We live in a world of borrowed dreams.
Everyone wants a happy life. But can you define what happiness means to you?
We all want to be successful. But was there ever a moment where you already felt that you succeeded in life? Not at work but in life.
If you are in a corporate job, it is easy to measure if you are being successful at work or not. Yearly reviews, performance bonuses, increments, promotions all give you the feeling that you are cracking it in your job.
But what if you do not get that feedback loop through the corporate ecosystem.
You realize the scoreboard was never really yours but a social construct designed to keep you playing.
We chase the success metrics defined by the society around us, whose success was in turn defined by the society around them, without giving our own dreams a chance.
It has been four months since I left the corporate ecosystem and completely lost the feedback loop.
The salary notification at the end of the month was enough to say that I did something useful the past month. No complaints from my manager - probably did great.
But when there is no income at the end of the month and no one to keep you accountable, you are unsure if everything you worked over the last month was worth anything.
But all of this comes from the definition of what work meant from a corporate structure.
We never took our time to understand what true happiness or success looks like beyond our work - in our life.
The last four months, I worked on multiple projects, multiple business ideas only for most of it to remain an open thread. I reviewed each one of those open threads last week to understand what drove me into exploring these ideas.
And two things stood out
- So that I could fit myself into an identity - a consultant, an entrepreneur, a marketer….the list goes on
- To productize my knowledge - I was so obsessed in building courses that I stopped asking why I put so much work towards it.
I was too quick to fall into the same old trap of measuring my success in life based on external feedback loops instead of internal feedback loops.
13 years ago, in my first job, I was paid a salary of ₹16,000 / month (~$250).
Back then when my friend asked me “How much do you think you need to live a happy life?” my answer was somewhere around ₹10 lakh rupees (~$16,400).
That number set the baseline for my financial satisfaction ever after.
Every time my income increased over the past years, my lifestyle did not increase to match that. Because in my mind, I’m at a better position than what I thought would constitute a happy life in 2014.
To quote actor Jim Carrey, “No matter what you gain, ego will not let you rest. He will tell you that you cannot stop until you’ve left an indelible mark on the earth, until you’ve achieved immortality. How tricky is this ego that it would tempt us with a promise of something we already possess?”
So instead of asking what I should be doing, I’m asking myself what is the life I want to be living.
I’m giving my writing and my health a fair chance.

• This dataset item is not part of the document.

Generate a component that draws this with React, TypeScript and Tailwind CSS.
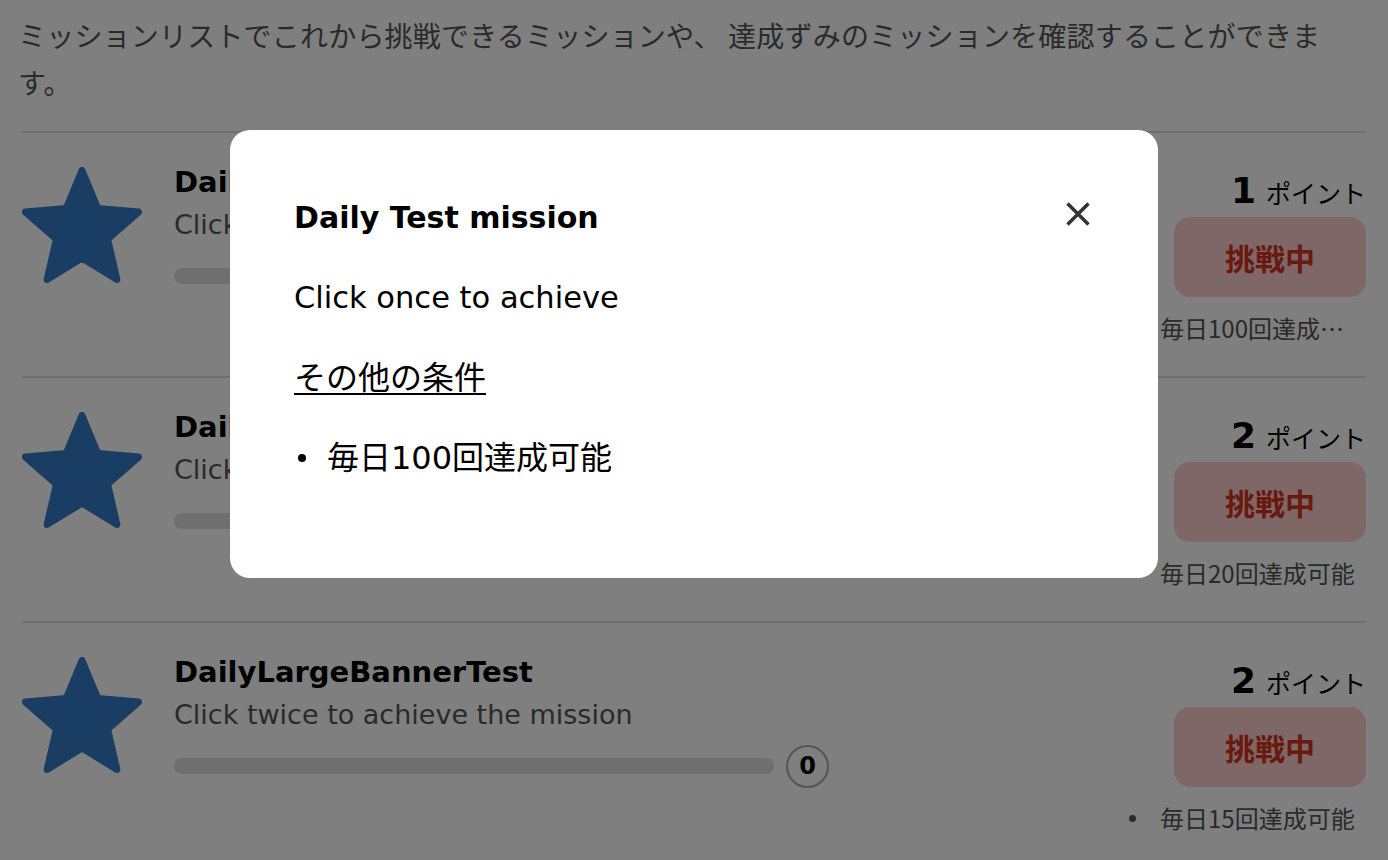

I have designed a Happiness tracker that measures my effort towards these two goals and a journal that would help me reflect on my learnings across the day - both about myself and the work I do.
I reflect on four questions each day:
- What did I learn today? A concept, a pattern, an observation about myself etc.
- What did I feel proud about today? Small wins (Especially the small wins)
- Was there a moment I could have been a better person? Not being judgmental but just noticing myself.
- Any quote, anecdote or conversation worth keeping? So it could inspire my writing some day.
The feedback loop is back. Just on my terms now.